►

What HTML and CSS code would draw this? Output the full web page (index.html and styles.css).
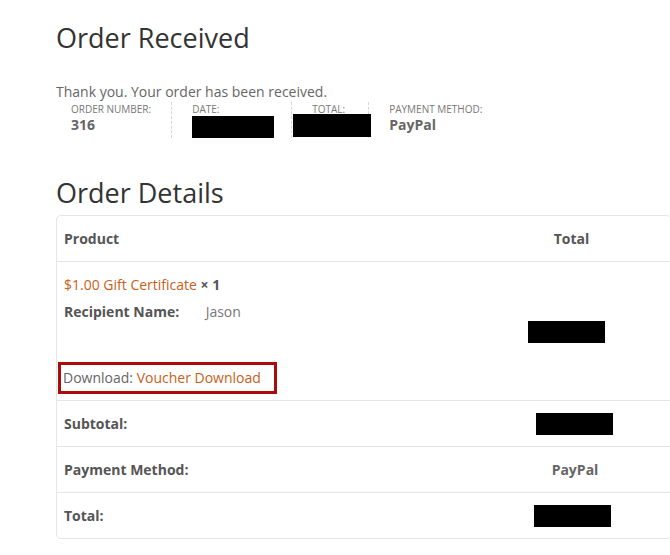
FILE: index.html
```html
<!DOCTYPE html>
<html lang="en">
<head>
    <meta charset="UTF-8">
    <meta name="viewport" content="width=device-width, initial-scale=1.0">
    <title>Order Received</title>
    <link rel="stylesheet" href="styles.css">
</head>
<body>
    <div class="page">
        <h1 class="page-title">Order Received</h1>
        <p class="thanks">Thank you. Your order has been received.</p>

        <ul class="order-overview">
            <li class="overview-item">
                <span class="overview-label">Order Number:</span>
                <strong class="overview-value">316</strong>
            </li>
            <li class="overview-item">
                <span class="overview-label">Date:</span>
                <strong class="redacted redacted-date"></strong>
            </li>
            <li class="overview-item">
                <span class="overview-label">Total:</span>
                <strong class="redacted redacted-total"></strong>
            </li>
            <li class="overview-item last">
                <span class="overview-label">Payment Method:</span>
                <strong class="overview-value">PayPal</strong>
            </li>
        </ul>

        <h2 class="section-title">Order Details</h2>

        <table class="order-table">
            <thead>
                <tr>
                    <th class="col-product">Product</th>
                    <th class="col-total">Total</th>
                </tr>
            </thead>
            <tbody>
                <tr>
                    <td class="col-product product-cell">
                        <div class="product-line">
                            <a href="#" class="link">$1.00 Gift Certificate</a> <strong class="qty">&times; 1</strong>
                        </div>
                        <div class="meta-line">
                            <span class="meta-label">Recipient Name:</span>
                            <span class="meta-value">Jason</span>
                        </div>
                        <div class="download-box">
                            Download: <a href="#" class="link">Voucher Download</a>
                        </div>
                    </td>
                    <td class="col-total">
                        <span class="redacted redacted-cell"></span>
                    </td>
                </tr>
            </tbody>
            <tfoot>
                <tr>
                    <th class="col-product">Subtotal:</th>
                    <td class="col-total"><span class="redacted redacted-cell subtotal"></span></td>
                </tr>
                <tr>
                    <th class="col-product">Payment Method:</th>
                    <td class="col-total"><strong class="total-text">PayPal</strong></td>
                </tr>
                <tr>
                    <th class="col-product">Total:</th>
                    <td class="col-total"><span class="redacted redacted-cell grand"></span></td>
                </tr>
            </tfoot>
        </table>
    </div>
</body>
</html>
```

FILE: styles.css
```css
body {
    font-family: "Open Sans", "Liberation Sans", sans-serif;
    margin: 0;
    padding: 0;
    background-color: #fff;
    color: #666;
    overflow: hidden;
}

.page {
    padding-left: 56px;
}

.page-title,
.section-title {
    font-size: 27px;
    font-weight: 400;
    line-height: 35px;
    color: #333;
    margin: 0;
}

.page-title {
    margin-top: 20px;
}

.thanks {
    font-size: 14px;
    line-height: 20px;
    margin: 27px 0 0;
}

.order-overview {
    list-style: none;
    margin: 0;
    padding: 0 0 0 15px;
    display: flex;
}

.overview-item {
    padding: 0 20px 0 0;
    margin-right: 20px;
    border-right: 1px dashed #d6d6d6;
    display: flex;
    flex-direction: column;
}

.overview-item.last {
    border-right: none;
}

.overview-label {
    font-size: 10px;
    line-height: 14px;
    text-transform: uppercase;
    color: #777;
}

.overview-value {
    font-size: 14px;
    line-height: 17px;
    font-weight: 700;
    color: #666;
}

.redacted {
    display: block;
    background-color: #000;
}

.redacted-date {
    width: 82px;
    height: 22px;
    margin: 0 -3px 0 0;
}

.redacted-total {
    width: 78px;
    height: 23px;
    margin: -2px -23px 0 -19px;
}

.section-title {
    margin-top: 37px;
}

.order-table {
    width: 616px;
    margin-top: 5px;
    border: 1px solid #e6e6e6;
    border-radius: 5px;
    border-collapse: separate;
    border-spacing: 0;
    font-size: 14px;
}

.order-table th,
.order-table td {
    padding: 12px 8px 12px 7px;
    line-height: 21px;
    text-align: left;
    vertical-align: middle;
    border-top: 1px solid #e6e6e6;
}

.order-table thead th {
    border-top: none;
}

.order-table th {
    font-weight: 700;
    color: #555;
}

.col-product {
    width: 400px;
}

.order-table .col-total {
    text-align: center;
    padding-left: 8px;
}

.product-cell {
    padding-top: 13px;
}

.link {
    color: #c8601a;
    text-decoration: none;
}

.qty {
    color: #555;
}

.meta-line {
    margin-top: 6px;
}

.meta-label {
    font-weight: 700;
    color: #555;
    display: inline-block;
    width: 138px;
}

.meta-value {
    color: #777;
}

.download-box {
    display: inline-block;
    margin: 40px 0 -8px -6px;
    padding: 2px 13px 3px 2px;
    border: 3px solid #ad0a0a;
}

.redacted-cell {
    display: inline-block;
    width: 77px;
    height: 22px;
    vertical-align: top;
    margin: 0 0 -1px -10px;
}

.redacted-cell.subtotal {
    margin-left: 6px;
}

.redacted-cell.grand {
    margin-left: 2px;
}

.total-text {
    color: #666;
    margin-left: 7px;
}
```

◄

_Task goal:_
Omit pictures; set down the rest of the material word for word.

_Problem solution:_
What HTML and CSS code would draw this? Output the full web page (index.html and styles.css).
FILE: index.html
```html
<!DOCTYPE html>
<html lang="en">
<head>
    <meta charset="UTF-8">
    <meta name="viewport" content="width=device-width, initial-scale=1.0">
    <title>Order Received</title>
    <link rel="stylesheet" href="styles.css">
</head>
<body>
    <div class="page">
        <h1 class="page-title">Order Received</h1>
        <p class="thanks">Thank you. Your order has been received.</p>

        <ul class="order-overview">
            <li class="overview-item">
                <span class="overview-label">Order Number:</span>
                <strong class="overview-value">316</strong>
            </li>
            <li class="overview-item">
                <span class="overview-label">Date:</span>
                <strong class="redacted redacted-date"></strong>
            </li>
            <li class="overview-item">
                <span class="overview-label">Total:</span>
                <strong class="redacted redacted-total"></strong>
            </li>
            <li class="overview-item last">
                <span class="overview-label">Payment Method:</span>
                <strong class="overview-value">PayPal</strong>
            </li>
        </ul>

        <h2 class="section-title">Order Details</h2>

        <table class="order-table">
            <thead>
                <tr>
                    <th class="col-product">Product</th>
                    <th class="col-total">Total</th>
                </tr>
            </thead>
            <tbody>
                <tr>
                    <td class="col-product product-cell">
                        <div class="product-line">
                            <a href="#" class="link">$1.00 Gift Certificate</a> <strong class="qty">&times; 1</strong>
                        </div>
                        <div class="meta-line">
                            <span class="meta-label">Recipient Name:</span>
                            <span class="meta-value">Jason</span>
                        </div>
                        <div class="download-box">
                            Download: <a href="#" class="link">Voucher Download</a>
                        </div>
                    </td>
                    <td class="col-total">
                        <span class="redacted redacted-cell"></span>
                    </td>
                </tr>
            </tbody>
            <tfoot>
                <tr>
                    <th class="col-product">Subtotal:</th>
                    <td class="col-total"><span class="redacted redacted-cell subtotal"></span></td>
                </tr>
                <tr>
                    <th class="col-product">Payment Method:</th>
                    <td class="col-total"><strong class="total-text">PayPal</strong></td>
                </tr>
                <tr>
                    <th class="col-product">Total:</th>
                    <td class="col-total"><span class="redacted redacted-cell grand"></span></td>
                </tr>
            </tfoot>
        </table>
    </div>
</body>
</html>
```

FILE: styles.css
```css
body {
    font-family: "Open Sans", "Liberation Sans", sans-serif;
    margin: 0;
    padding: 0;
    background-color: #fff;
    color: #666;
    overflow: hidden;
}

.page {
    padding-left: 56px;
}

.page-title,
.section-title {
    font-size: 27px;
    font-weight: 400;
    line-height: 35px;
    color: #333;
    margin: 0;
}

.page-title {
    margin-top: 20px;
}

.thanks {
    font-size: 14px;
    line-height: 20px;
    margin: 27px 0 0;
}

.order-overview {
    list-style: none;
    margin: 0;
    padding: 0 0 0 15px;
    display: flex;
}

.overview-item {
    padding: 0 20px 0 0;
    margin-right: 20px;
    border-right: 1px dashed #d6d6d6;
    display: flex;
    flex-direction: column;
}

.overview-item.last {
    border-right: none;
}

.overview-label {
    font-size: 10px;
    line-height: 14px;
    text-transform: uppercase;
    color: #777;
}

.overview-value {
    font-size: 14px;
    line-height: 17px;
    font-weight: 700;
    color: #666;
}

.redacted {
    display: block;
    background-color: #000;
}

.redacted-date {
    width: 82px;
    height: 22px;
    margin: 0 -3px 0 0;
}

.redacted-total {
    width: 78px;
    height: 23px;
    margin: -2px -23px 0 -19px;
}

.section-title {
    margin-top: 37px;
}

.order-table {
    width: 616px;
    margin-top: 5px;
    border: 1px solid #e6e6e6;
    border-radius: 5px;
    border-collapse: separate;
    border-spacing: 0;
    font-size: 14px;
}

.order-table th,
.order-table td {
    padding: 12px 8px 12px 7px;
    line-height: 21px;
    text-align: left;
    vertical-align: middle;
    border-top: 1px solid #e6e6e6;
}

.order-table thead th {
    border-top: none;
}

.order-table th {
    font-weight: 700;
    color: #555;
}

.col-product {
    width: 400px;
}

.order-table .col-total {
    text-align: center;
    padding-left: 8px;
}

.product-cell {
    padding-top: 13px;
}

.link {
    color: #c8601a;
    text-decoration: none;
}

.qty {
    color: #555;
}

.meta-line {
    margin-top: 6px;
}

.meta-label {
    font-weight: 700;
    color: #555;
    display: inline-block;
    width: 138px;
}

.meta-value {
    color: #777;
}

.download-box {
    display: inline-block;
    margin: 40px 0 -8px -6px;
    padding: 2px 13px 3px 2px;
    border: 3px solid #ad0a0a;
}

.redacted-cell {
    display: inline-block;
    width: 77px;
    height: 22px;
    vertical-align: top;
    margin: 0 0 -1px -10px;
}

.redacted-cell.subtotal {
    margin-left: 6px;
}

.redacted-cell.grand {
    margin-left: 2px;
}

.total-text {
    color: #666;
    margin-left: 7px;
}
```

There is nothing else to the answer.